I want to reduce my customers' CO2 emissions

Many of your customers will doubtless want to reduce their carbon emissions. If you can help them to achieve this, you may have a new business opportunity.

Which customers are interested in carbon savings?
Some of the companies that are particularly interested in carbon savings are:

  • Companies with quotas (energy-intensive companies that produce things like paper, concrete and energy, or supply transport services)

  • Companies that make a lot of noise about their climate goals

  • Companies that have signed up to Caring for Climate

What can I do?
Consider how you can help your customers to make carbon savings throughout their value chain. In other words:

  • Extraction of raw materials (Do you have a raw material that can be extracted in a more carbon-friendly manner?)

  • Transport (Do you have a product that does not need to be transported far?)

  • Production (Do you have a solution that requires less processing and so less energy?)

  • Sales (Do you have a solution that enables the customer to promote the climate agenda in a sales context?)

  • Consumption (Can your product cut energy use during the consumption phase?)

  • Disposal (Can your solution enable consumers to recycle the product rather than throwing it away?)

Carbon credit trading
You can also help your customers to reduce carbon emissions in a developing country rather than in their home country.

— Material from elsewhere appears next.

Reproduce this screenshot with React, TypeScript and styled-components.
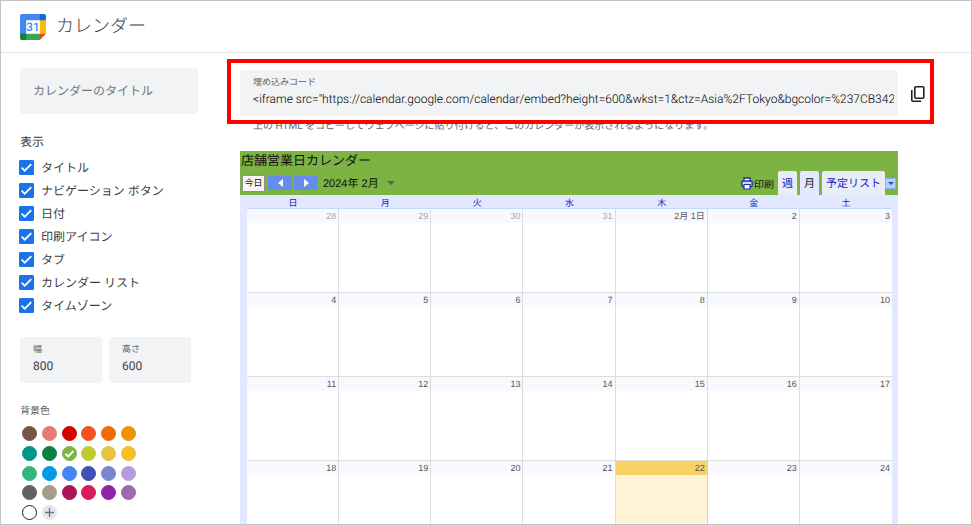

It is often far cheaper to cut carbon emissions in the developing world than in the western world.

Maybe you could develop a cheap source of heating which reduces the carbon footprint of impoverished customers?

One Scandinavian company that has made use of the carbon credit trading scheme is Norwegian fashion house FIN, which has invested in sustainable energy projects in countries where its clothing is produced.

The carbon credit scheme is properly known as the Clean Development Mechanism (CDM) and is part of the Kyoto Protocol climate change agreement.